Data block:
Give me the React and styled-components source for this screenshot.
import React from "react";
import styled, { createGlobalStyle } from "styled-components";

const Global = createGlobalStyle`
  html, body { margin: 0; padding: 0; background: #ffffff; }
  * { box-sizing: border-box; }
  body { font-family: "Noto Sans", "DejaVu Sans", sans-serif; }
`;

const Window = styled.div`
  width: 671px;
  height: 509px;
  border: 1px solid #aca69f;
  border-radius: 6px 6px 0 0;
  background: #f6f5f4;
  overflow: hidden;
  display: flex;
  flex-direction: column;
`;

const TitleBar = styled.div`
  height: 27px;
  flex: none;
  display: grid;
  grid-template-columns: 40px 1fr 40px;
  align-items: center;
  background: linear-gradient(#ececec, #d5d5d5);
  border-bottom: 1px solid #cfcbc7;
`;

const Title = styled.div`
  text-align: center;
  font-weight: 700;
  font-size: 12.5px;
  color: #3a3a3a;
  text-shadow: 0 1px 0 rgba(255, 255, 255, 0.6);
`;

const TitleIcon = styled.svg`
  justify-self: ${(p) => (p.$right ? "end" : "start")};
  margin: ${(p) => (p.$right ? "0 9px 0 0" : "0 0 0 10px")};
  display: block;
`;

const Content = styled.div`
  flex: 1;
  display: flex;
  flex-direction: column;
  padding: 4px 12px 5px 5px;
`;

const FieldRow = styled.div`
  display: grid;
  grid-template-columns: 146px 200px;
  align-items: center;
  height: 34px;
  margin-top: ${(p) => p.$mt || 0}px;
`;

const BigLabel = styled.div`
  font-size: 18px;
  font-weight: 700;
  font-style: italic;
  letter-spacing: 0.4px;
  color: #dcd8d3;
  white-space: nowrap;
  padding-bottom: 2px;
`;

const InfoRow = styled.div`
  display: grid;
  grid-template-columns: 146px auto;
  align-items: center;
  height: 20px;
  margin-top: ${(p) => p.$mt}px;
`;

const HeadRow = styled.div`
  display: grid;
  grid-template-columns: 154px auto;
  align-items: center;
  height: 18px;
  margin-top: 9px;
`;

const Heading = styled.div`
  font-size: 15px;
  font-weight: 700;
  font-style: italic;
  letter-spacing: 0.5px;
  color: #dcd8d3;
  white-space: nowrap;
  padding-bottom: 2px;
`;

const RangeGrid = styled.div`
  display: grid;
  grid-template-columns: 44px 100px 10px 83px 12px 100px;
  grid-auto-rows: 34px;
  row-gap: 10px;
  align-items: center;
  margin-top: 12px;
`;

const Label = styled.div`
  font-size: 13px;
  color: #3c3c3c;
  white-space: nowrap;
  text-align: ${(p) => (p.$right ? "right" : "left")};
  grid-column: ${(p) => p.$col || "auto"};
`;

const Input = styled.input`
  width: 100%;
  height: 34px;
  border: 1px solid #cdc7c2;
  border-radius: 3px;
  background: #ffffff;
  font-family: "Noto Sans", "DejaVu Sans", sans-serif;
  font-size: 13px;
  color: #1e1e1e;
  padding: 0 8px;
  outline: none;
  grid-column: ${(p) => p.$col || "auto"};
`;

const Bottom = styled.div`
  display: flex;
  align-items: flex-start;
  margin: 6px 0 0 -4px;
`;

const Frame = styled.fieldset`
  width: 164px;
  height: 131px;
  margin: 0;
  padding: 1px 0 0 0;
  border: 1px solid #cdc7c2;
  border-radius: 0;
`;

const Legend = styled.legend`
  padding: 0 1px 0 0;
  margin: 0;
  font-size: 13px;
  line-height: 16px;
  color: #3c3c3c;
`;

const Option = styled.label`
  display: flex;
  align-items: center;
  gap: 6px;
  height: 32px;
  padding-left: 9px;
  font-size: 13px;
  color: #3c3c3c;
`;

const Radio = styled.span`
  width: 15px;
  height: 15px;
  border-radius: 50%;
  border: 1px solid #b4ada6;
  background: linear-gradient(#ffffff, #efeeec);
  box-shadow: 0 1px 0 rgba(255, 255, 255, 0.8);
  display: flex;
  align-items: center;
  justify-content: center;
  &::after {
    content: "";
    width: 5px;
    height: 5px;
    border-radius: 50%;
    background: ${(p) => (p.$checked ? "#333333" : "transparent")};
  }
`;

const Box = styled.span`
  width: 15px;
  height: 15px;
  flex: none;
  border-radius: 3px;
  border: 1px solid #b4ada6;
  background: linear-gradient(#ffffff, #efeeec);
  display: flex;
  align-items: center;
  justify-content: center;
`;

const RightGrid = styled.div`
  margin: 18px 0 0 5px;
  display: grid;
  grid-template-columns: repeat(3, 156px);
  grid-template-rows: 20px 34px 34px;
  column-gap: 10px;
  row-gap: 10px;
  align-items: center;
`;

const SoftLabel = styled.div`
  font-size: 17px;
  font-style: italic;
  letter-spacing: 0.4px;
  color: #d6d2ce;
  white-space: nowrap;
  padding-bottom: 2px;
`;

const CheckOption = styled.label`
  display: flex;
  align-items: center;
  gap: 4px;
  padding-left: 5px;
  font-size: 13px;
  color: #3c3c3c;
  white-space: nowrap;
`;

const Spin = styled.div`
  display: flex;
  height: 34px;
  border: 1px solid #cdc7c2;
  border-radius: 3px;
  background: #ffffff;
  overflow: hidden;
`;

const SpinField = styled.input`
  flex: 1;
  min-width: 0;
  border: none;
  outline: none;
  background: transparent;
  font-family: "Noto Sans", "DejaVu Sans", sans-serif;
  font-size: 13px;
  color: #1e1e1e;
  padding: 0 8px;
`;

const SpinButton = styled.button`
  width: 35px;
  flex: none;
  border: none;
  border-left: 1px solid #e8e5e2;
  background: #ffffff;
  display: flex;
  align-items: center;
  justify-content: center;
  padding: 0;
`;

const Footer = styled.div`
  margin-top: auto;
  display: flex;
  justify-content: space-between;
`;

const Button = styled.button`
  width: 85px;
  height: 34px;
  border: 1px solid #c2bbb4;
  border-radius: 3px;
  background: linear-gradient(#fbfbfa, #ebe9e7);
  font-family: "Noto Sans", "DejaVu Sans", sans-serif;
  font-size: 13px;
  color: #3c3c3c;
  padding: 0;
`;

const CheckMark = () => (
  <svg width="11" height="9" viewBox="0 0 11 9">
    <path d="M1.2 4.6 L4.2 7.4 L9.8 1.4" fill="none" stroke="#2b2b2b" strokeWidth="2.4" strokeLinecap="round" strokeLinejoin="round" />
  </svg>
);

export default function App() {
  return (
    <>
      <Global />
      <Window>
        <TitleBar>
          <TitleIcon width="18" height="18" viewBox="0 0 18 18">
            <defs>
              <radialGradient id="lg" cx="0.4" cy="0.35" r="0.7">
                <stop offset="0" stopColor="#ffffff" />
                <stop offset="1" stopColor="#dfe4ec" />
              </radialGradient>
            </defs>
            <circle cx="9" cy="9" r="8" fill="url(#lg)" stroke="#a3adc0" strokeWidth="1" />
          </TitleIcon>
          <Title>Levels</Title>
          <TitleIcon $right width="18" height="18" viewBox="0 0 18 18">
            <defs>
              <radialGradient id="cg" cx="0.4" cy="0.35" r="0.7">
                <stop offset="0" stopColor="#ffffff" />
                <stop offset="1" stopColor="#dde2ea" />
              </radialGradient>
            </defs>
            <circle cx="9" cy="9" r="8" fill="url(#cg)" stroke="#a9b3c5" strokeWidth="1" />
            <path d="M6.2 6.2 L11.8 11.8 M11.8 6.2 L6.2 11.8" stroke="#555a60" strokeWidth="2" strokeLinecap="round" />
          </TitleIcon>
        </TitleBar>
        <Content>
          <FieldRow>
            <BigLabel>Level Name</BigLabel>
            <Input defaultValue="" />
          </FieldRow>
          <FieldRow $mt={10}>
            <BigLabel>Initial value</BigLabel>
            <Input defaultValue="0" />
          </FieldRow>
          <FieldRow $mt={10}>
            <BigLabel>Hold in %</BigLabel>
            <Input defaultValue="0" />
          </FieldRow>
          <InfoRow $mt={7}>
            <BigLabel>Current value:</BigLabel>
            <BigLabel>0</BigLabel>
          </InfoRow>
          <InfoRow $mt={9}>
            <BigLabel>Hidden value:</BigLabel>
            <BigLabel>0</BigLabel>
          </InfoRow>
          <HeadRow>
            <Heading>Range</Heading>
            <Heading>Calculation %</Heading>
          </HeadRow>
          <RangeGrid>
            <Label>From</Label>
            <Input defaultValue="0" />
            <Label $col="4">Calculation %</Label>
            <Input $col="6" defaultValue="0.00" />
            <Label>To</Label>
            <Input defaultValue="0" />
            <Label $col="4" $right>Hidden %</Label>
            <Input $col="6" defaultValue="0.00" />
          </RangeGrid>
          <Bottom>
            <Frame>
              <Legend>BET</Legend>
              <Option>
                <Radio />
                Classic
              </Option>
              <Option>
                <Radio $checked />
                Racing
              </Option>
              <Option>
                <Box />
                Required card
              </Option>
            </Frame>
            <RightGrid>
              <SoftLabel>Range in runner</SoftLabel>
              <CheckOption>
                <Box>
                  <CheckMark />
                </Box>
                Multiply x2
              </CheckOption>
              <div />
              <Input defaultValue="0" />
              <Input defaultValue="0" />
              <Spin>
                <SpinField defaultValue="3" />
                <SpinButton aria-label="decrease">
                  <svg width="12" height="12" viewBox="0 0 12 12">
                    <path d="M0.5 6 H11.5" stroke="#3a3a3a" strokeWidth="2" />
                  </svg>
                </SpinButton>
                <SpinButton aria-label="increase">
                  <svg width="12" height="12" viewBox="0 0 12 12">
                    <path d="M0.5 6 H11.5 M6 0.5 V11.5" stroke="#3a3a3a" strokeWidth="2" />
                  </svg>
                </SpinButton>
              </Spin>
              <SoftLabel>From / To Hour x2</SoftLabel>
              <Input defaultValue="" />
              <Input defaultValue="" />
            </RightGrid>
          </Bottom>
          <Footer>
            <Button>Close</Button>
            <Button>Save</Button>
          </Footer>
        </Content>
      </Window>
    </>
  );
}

What you have to do:
Which lines include "components"? Copy each of them out.

Written answer:
Give me the React and styled-components source for this screenshot.
import styled, { createGlobalStyle } from "styled-components";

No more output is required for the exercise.